His assertion that secret information is not inherently more accurate than public information leads Moynihan to disparage the CIA. This reflects Moynihan’s very public crusade against the CIA, an agency that he called outdated and archaic. He points out that the CIA budget was, by 1990, five times as large as the State Department’s. There is something undemocratic about such a vast sum being spent in almost total secrecy with little or no accountability, and this makes it hard not to empathize with Moynihan’s sturm und drang.

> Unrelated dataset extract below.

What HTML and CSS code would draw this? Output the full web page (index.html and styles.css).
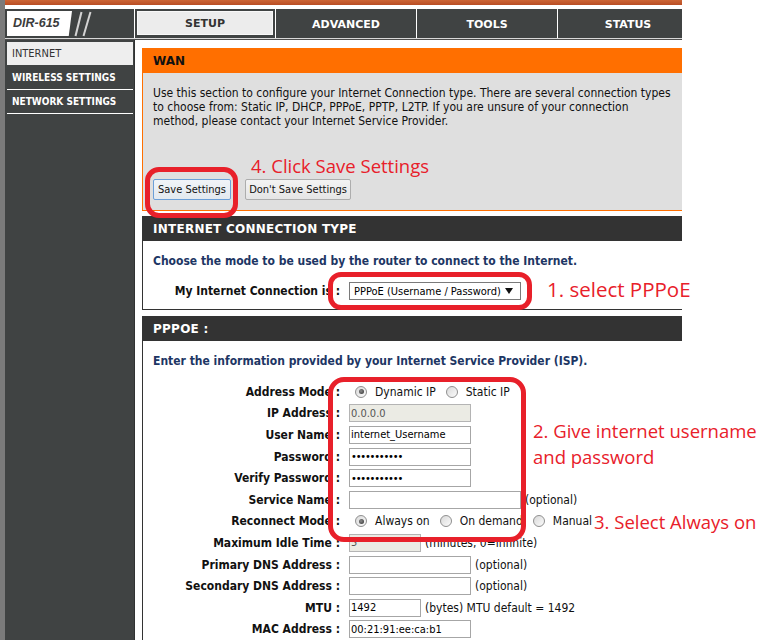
FILE: index.html
```html
<!DOCTYPE html>
<html>
<head>
<meta charset="utf-8">
<title>DIR-615 WAN</title>
<link rel="stylesheet" href="styles.css">
</head>
<body>
<div class="page">
  <div class="frame">
    <div class="topbar"></div>
    <div class="header">
      <div class="brand">
        <div class="logo">DIR-615</div>
        <svg class="slashes" width="22" height="27" viewBox="0 0 22 27"><line x1="2.5" y1="25" x2="8.5" y2="1" stroke="#d4d4d4" stroke-width="2"/><line x1="10.5" y1="25" x2="17.5" y2="1" stroke="#d4d4d4" stroke-width="2"/></svg>
      </div>
      <nav class="tabs">
        <div class="tab active"><span>SETUP</span></div>
        <div class="tab"><span>ADVANCED</span></div>
        <div class="tab"><span>TOOLS</span></div>
        <div class="tab"><span>STATUS</span></div>
      </nav>
    </div>
    <div class="rule"></div>
    <div class="main">
      <aside class="sidebar">
        <div class="side-item active">INTERNET</div>
        <div class="side-item">WIRELESS SETTINGS</div>
        <div class="side-item">NETWORK SETTINGS</div>
      </aside>
      <section class="content">
        <div class="box wan">
          <div class="box-head">WAN</div>
          <div class="wan-body">
            <p>Use this section to configure your Internet Connection type. There are several connection types<br>to choose from: Static IP, DHCP, PPPoE, PPTP, L2TP. If you are unsure of your connection<br>method, please contact your Internet Service Provider.</p>
            <div class="buttons">
              <button class="btn btn-save" type="button">Save Settings</button>
              <button class="btn btn-dont" type="button">Don't Save Settings</button>
            </div>
          </div>
        </div>

        <div class="box dark ict">
          <div class="box-head">INTERNET CONNECTION TYPE</div>
          <div class="box-body">
            <p class="lead">Choose the mode to be used by the router to connect to the Internet.</p>
            <div class="row conn-row">
              <span class="lbl">My Internet Connection is :</span>
              <div class="fld">
                <div class="select"><span>PPPoE (Username / Password)</span><svg width="8" height="6" viewBox="0 0 8 6"><polygon points="0,0 8,0 4,6" fill="#111"/></svg></div>
              </div>
            </div>
          </div>
        </div>

        <div class="box dark pppoe">
          <div class="box-head">PPPOE :</div>
          <div class="box-body">
            <p class="lead">Enter the information provided by your Internet Service Provider (ISP).</p>
            <div class="form">
              <div class="row"><span class="lbl">Address Mode :</span><div class="fld radios"><span class="opt"><span class="radio on"></span>Dynamic IP</span><span class="opt"><span class="radio"></span>Static IP</span></div></div>
              <div class="row"><span class="lbl">IP Address :</span><div class="fld"><input class="in w122" type="text" value="0.0.0.0" disabled></div></div>
              <div class="row"><span class="lbl">User Name :</span><div class="fld"><input class="in w122" type="text" value="internet_Username"></div></div>
              <div class="row"><span class="lbl">Password :</span><div class="fld"><input class="in w122 pw" type="password" value="abcdefghijk"></div></div>
              <div class="row"><span class="lbl">Verify Password :</span><div class="fld"><input class="in w122 pw" type="password" value="abcdefghijk"></div></div>
              <div class="row"><span class="lbl">Service Name :</span><div class="fld"><input class="in w172" type="text" value=""><span class="hint">(optional)</span></div></div>
              <div class="row"><span class="lbl">Reconnect Mode :</span><div class="fld radios"><span class="opt"><span class="radio on"></span>Always on</span><span class="opt"><span class="radio"></span>On demand</span><span class="opt"><span class="radio"></span>Manual</span></div></div>
              <div class="row"><span class="lbl">Maximum Idle Time :</span><div class="fld"><input class="in w72" type="text" value="5" disabled><span class="hint">(minutes, 0=infinite)</span></div></div>
              <div class="row"><span class="lbl">Primary DNS Address :</span><div class="fld"><input class="in w122" type="text" value=""><span class="hint">(optional)</span></div></div>
              <div class="row"><span class="lbl">Secondary DNS Address :</span><div class="fld"><input class="in w122" type="text" value=""><span class="hint">(optional)</span></div></div>
              <div class="row"><span class="lbl">MTU :</span><div class="fld"><input class="in w72" type="text" value="1492"><span class="hint">(bytes) MTU default = 1492</span></div></div>
              <div class="row"><span class="lbl">MAC Address :</span><div class="fld"><input class="in w122" type="text" value="00:21:91:ee:ca:b1"></div></div>
            </div>
          </div>
        </div>
      </section>
    </div>
  </div>

  <div class="redbox rb-save"></div>
  <div class="redbox rb-select"></div>
  <div class="redbox rb-form"></div>
  <div class="note n4">4. Click Save Settings</div>
  <div class="note n1">1. select PPPoE</div>
  <div class="note n2">2. Give internet username<br>and password</div>
  <div class="note n3">3. Select Always on</div>
</div>
</body>
</html>
```

FILE: styles.css
```css
* { box-sizing: border-box; }
html, body { margin: 0; padding: 0; background: #fff; }
body {
  font-family: "DejaVu Sans Condensed", "DejaVu Sans", sans-serif;
  font-stretch: condensed;
  font-size: 12px;
  color: #111;
}
.page { position: relative; width: 767px; height: 640px; overflow: hidden; background: #fff; }
.frame {
  width: 682px; height: 640px;
  border-left: 5px solid #7b7b7b;
  display: flex; flex-direction: column;
  overflow: hidden;
}
.topbar { flex: none; height: 5px; background: linear-gradient(#cc6535, #b94d24); }
.header { flex: none; margin-top: 4px; height: 29px; background: #404343; display: flex; }
.brand { flex: none; width: 129px; display: flex; align-items: flex-start; padding: 2px 0 0 2px; }
.logo {
  width: 65px; height: 25px; background: #fff;
  clip-path: polygon(0 0, 100% 0, 95% 100%, 0 100%);
  font: italic bold 12.5px "Liberation Sans", Arial, sans-serif;
  font-stretch: normal;
  color: #3c3c3c; line-height: 25px; padding-left: 6px;
}
.slashes { display: block; margin-left: 1px; }
.tabs { flex: 1; display: flex; overflow: hidden; }
.tab {
  flex: none; width: 141px; border-left: 1px solid #fff;
  display: flex; align-items: center; justify-content: center;
  font-family: "DejaVu Sans", sans-serif; font-stretch: normal;
  font-weight: bold; font-size: 11px; color: #fff; padding-top: 1px;
}
.tab.active { padding: 2px 2px 3px 2px; }
.tab.active span {
  width: 100%; height: 100%; display: flex; align-items: center; justify-content: center;
  background: #ececec; border: 1px solid #f8f8f8; color: #333; padding-top: 1px;
}
.rule { flex: none; height: 2px; background: linear-gradient(#d9d9d9 50%, #4e4e4e 50%); }
.main { flex: 1; display: flex; min-height: 0; }
.sidebar { flex: none; width: 130px; background: #404343; border-right: 1px solid #303232; }
.side-item {
  height: 24px; line-height: 24px; margin: 0 1px 0 2px; padding-left: 5px;
  border-bottom: 1px solid #fff;
  color: #fff; font-weight: bold; font-size: 10px; white-space: nowrap;
}
.side-item.active {
  margin-top: 2px; background: #eeeeee; color: #333; font-weight: normal; font-size: 11px;
  border-bottom-color: #404343;
}
.content { flex: 1; padding: 8px 0 0 7px; overflow: hidden; }
.box { border-left: 1px solid #333; border-bottom: 1px solid #333; }
.box-head {
  height: 25px; line-height: 26px; padding-left: 10px;
  font-family: "DejaVu Sans", sans-serif; font-stretch: normal;
  font-weight: bold; font-size: 12px; white-space: nowrap;
}
.wan { border-color: #ff6f00; }
.wan .box-head { background: #ff6f00; color: #111; }
.wan-body { background: #dfdfdf; height: 137px; padding: 13px 10px 0 10px; }
p { margin: 0; line-height: 14px; white-space: nowrap; }
.buttons { margin-top: 51px; display: flex; gap: 14px; }
.btn {
  height: 21px; padding: 0; margin: 0;
  font-family: "DejaVu Sans Condensed", "DejaVu Sans", sans-serif; font-stretch: condensed;
  font-size: 11px; color: #111;
  border: 1px solid #adadad; border-radius: 2px;
  background: linear-gradient(#f3f3f3, #e5e5e5);
}
.btn-save { width: 78px; border-color: #6b9fd8; background: linear-gradient(#f0f4f8, #e3e9ef); }
.btn-dont { width: 106px; }
.dark .box-head { background: #333; color: #fff; letter-spacing: 0.25px; }
.ict { margin-top: 5px; }
.pppoe { margin-top: 6px; border-bottom: none; height: 400px; }
.box-body { background: #fff; padding-top: 13px; }
.ict .box-body { padding-bottom: 7px; }
.lead { padding-left: 10px; line-height: 15px; font-weight: bold; color: #1d3664; }
.row {
  display: grid; grid-template-columns: 197px 1fr; column-gap: 9px;
  align-items: center; height: 21.6px;
}
.conn-row { margin-top: 11px; height: 22px; }
.lbl { text-align: right; font-weight: bold; white-space: nowrap; color: #111; }
.fld { display: flex; align-items: center; white-space: nowrap; }
.form { margin-top: 12px; }
.select {
  width: 172px; height: 18px; border: 1px solid #7a7a7a; background: #fff;
  display: flex; align-items: center; justify-content: space-between;
  padding: 0 7px 0 4px; font-size: 11px; color: #000;
}
.in {
  -webkit-appearance: none; appearance: none;
  height: 18px; margin: 0; padding: 0 1px; border-radius: 0;
  border: 1px solid #a6a6a6; background: #fff; outline: none;
  font-family: "DejaVu Sans Condensed", "DejaVu Sans", sans-serif; font-stretch: condensed;
  font-size: 11px; color: #000;
}
.in:disabled { background: #ebebe4; color: #555; border-color: #b4b4b4; }
.w122 { width: 122px; }
.w172 { width: 172px; }
.w72 { width: 72px; }
.pw { letter-spacing: -1.2px; }
.hint { margin-left: 4px; color: #111; }
.radios { padding-left: 6px; }
.opt { display: flex; align-items: center; gap: 8px; margin-right: 10px; color: #111; }
.radio {
  width: 12px; height: 12px; border-radius: 50%;
  border: 1px solid #8f8f8f;
  background: linear-gradient(135deg, #d9d9d9, #fbfbfb);
  display: flex; align-items: center; justify-content: center;
}
.radio.on::after {
  content: ""; width: 5px; height: 5px; border-radius: 50%;
  background: radial-gradient(circle at 40% 40%, #8a8a8a, #2e2e2e);
}
.redbox { position: absolute; border: 5px solid #e8202a; border-radius: 14px; }
.rb-save { left: 145px; top: 167px; width: 93px; height: 51px; }
.rb-select { left: 328px; top: 272px; width: 204px; height: 38px; border-radius: 13px; }
.rb-form { left: 328px; top: 377px; width: 198px; height: 165px; border-radius: 16px; }
.note {
  position: absolute; white-space: nowrap;
  font-family: "Open Sans", "Noto Sans", sans-serif;
  font-stretch: normal;
  font-size: 18.5px; line-height: 26px; color: #e8202a;
}
.n4 { left: 251px; top: 153px; }
.n1 { left: 547px; top: 276px; font-size: 20.5px; }
.n2 { left: 533px; top: 418px; }
.n3 { left: 594px; top: 509px; }
```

Efforts to reform government secrecy have been underfoot for decades. Moynihan gives vivid descriptions of the findings of the various Congressional commissions charged with streamlining the process but notes that all failed to reform intelligence gathering. Wearily, he makes a hopeful case for the dawn of a new era, one of openness. The internet has, Moynihan claims, opened the eyes of the world and seriously compromised a bureaucracy’s ability to hoard secrets. With open sources, we have the vast majority of information needed to make informed decisions. This, he says, will wear away at the notion that “clandestine collection…equals greater intelligence.” He quotes George F. Kennan, who legitimized containment theory, as an authority who asserts that “upwards of 95% of what we need to know about foreign countries could be very well obtained by the careful and competent study of perfectly legitimate sources of information open and available to us in the rich library and archival holdings of this country.” Would it were that American policy could function off of this directive. It could have saved untold sums and lives during the decades of posturing that ended in 1991. But was secrecy singularly responsible? It seems more plausible that the ideology of the Cold War (edified by government secrecy) played a bigger role in holding the West hostage; it was us vs. them without any room for disagreement. Indeed, Moynihan’s own belief in the eventual self-implosion of the USSR was ignored for well over a decade. When the collapse came, the intelligentsia sat stunned. Had we won? Well, yes. But the bureaucracies and their secrets did not carry the day.